Sunday, June 7, 2015

Robin Hanson talks Signalling on Rationally Speaking

A podcast with Robin Hanson on signalling. 

Since I've heard so much about Signalling theory before, most of the highlights for me were epistemological in general.

The simplest explanation for almost anything anywhere is randomness. In fact, almost always, whatever we explain, we usually explain with some systematic theory plus randomness. We're always adding in some degree of randomness when we explain almost any data set we have. So one very simple explanation for anything is just to crank down the systematic part and crank up the noise and say “It's all noise, it's all random.” 
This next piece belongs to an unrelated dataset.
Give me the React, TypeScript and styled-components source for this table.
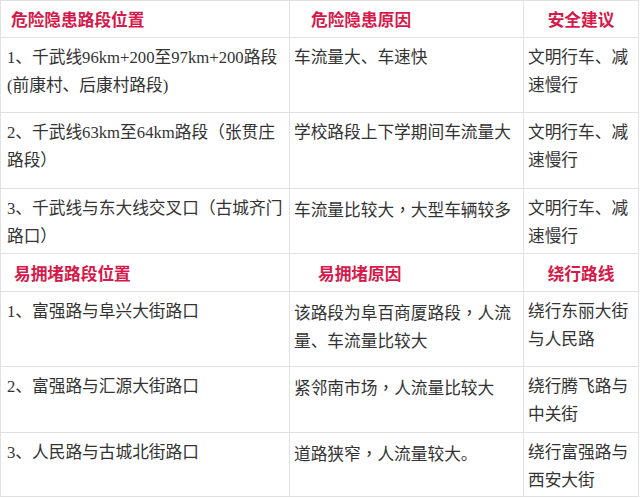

you might consciously decide, I'm going to go to school so I will look good. But it didn't have to be that way. Some young men decide they consciously want to be a rock star because it'll attract women. And many young men do that, but of course many other young men decide they want to be a rock star because they love rock music.
Now, either way works evolutionarily. It's the behavior that produces the outcomes and not necessarily your rationalization. For some kinds of behavior, evolution can give you a conscious desire to be seen, to look good. And then you consciously make a plan to achieve that looking good.
 This reminds me of Alvin Plantinga's Evolutionary Argument against Naturalism. Why should reason come to truth when evolution has so many other ways motivating behavior?

Of course, that's what all randomness is really. Complexity.
You see a pile of rocks on the ground. There were very specific forces that put each rock there in its place. If you don't know what those are, you tend to summarize it in a simple randomness theory. Which is adequate if you don't know those details. 

This is a way of making sense of the common saying "I don't believe in luck".